以前にも考えてみたことがありますが、1000形の未更新車が僅かとなったことで、三代目の牽引車が誕生する時が近くなってきたように思います。

気になる三代目の牽引車

僅かに残る1000形の未更新車が今後どうなるのかは分かりませんが、少なくとも未更新のまま走り続けることはないでしょう。
その点を踏まえると、三代目の牽引車に抜擢される車両が、遅かれ早かれ誕生するものと思われます。

一方で、誘導障害の試験が終了している形式については、小田急線内を自走で回送することが基本となりつつあり、車両を牽引するケース自体は以前よりも少なくなっています。
自走させるケースが今後はより一層多くなると思われますが、全てをそうすることは難しく、牽引が必要な機会自体は発生するとみられます。

現時点で可能性が高い車両としては、1000形の更新車が考えられます。
性能の面ではどの形式でも大差がない状況となりつつありますが、4両があることで柔軟性が高く、2編成を繋いだ8両も実現できます。
また、前面がカーブを描いており、中央に貫通扉もあるため、連結時の作業はしやすそうです。

3000形も両数のバリエーションはありますが、前面が切妻に近い非貫通という違いがあり、作業の面では1000形よりもやりにくいと思われます。
4000形や5000形は10両固定編成であるため、これも使い勝手の面では劣りそうです。

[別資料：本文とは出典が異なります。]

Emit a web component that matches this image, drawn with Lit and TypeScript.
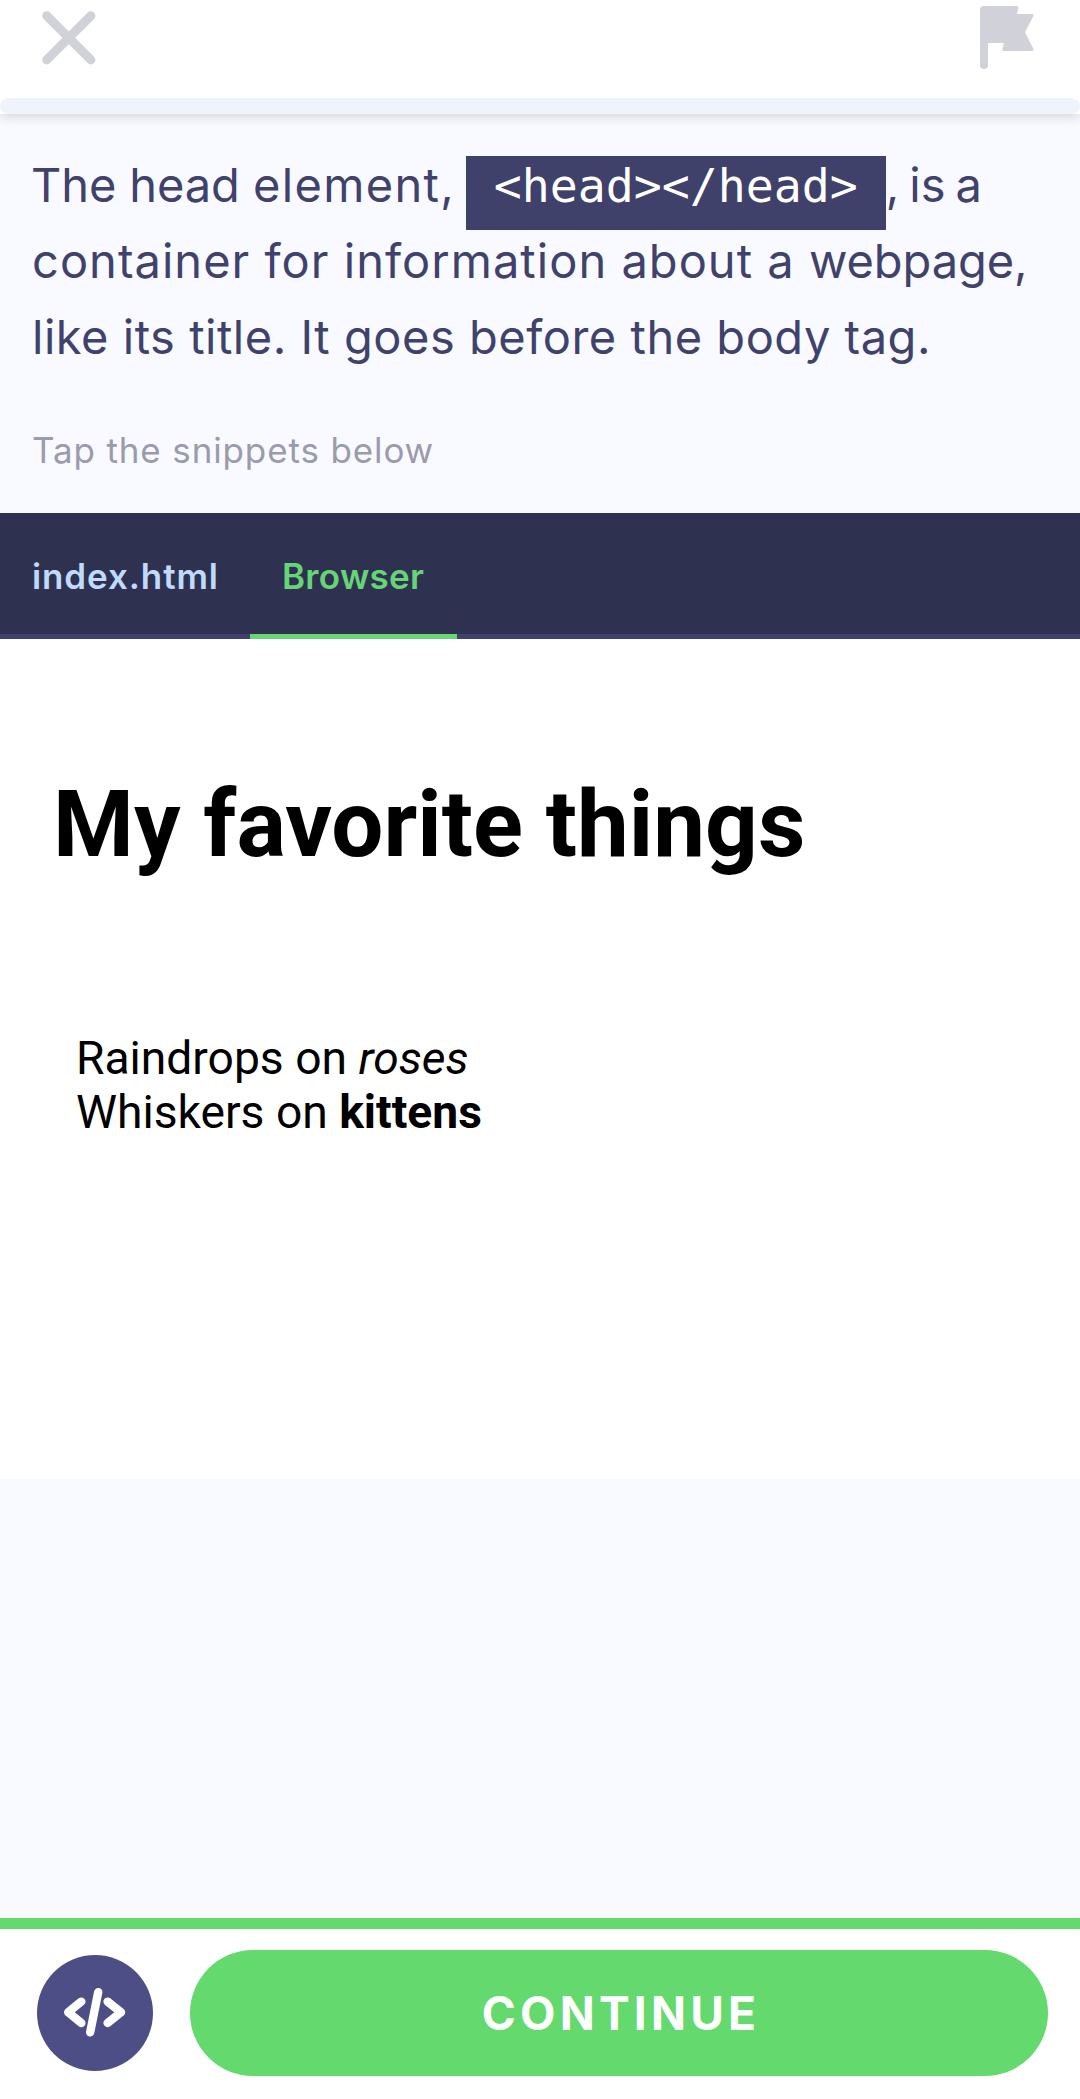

しばらくは牽引の機会がなさそうにも思われますが、次に牽引が必要となる際には1000形の未更新車がいない可能性が高く、新しいパターンが見られるのかもしれませんね。

おわりに

趣味的な観点で考えれば、名鉄のように電気機関車が在籍していると面白いのですが、小田急の現状を考えると難しいのでしょう。
新しい牽引のパターンが見られるのはいつの日か、今はその時が訪れるのを静かに待ちたいと思います。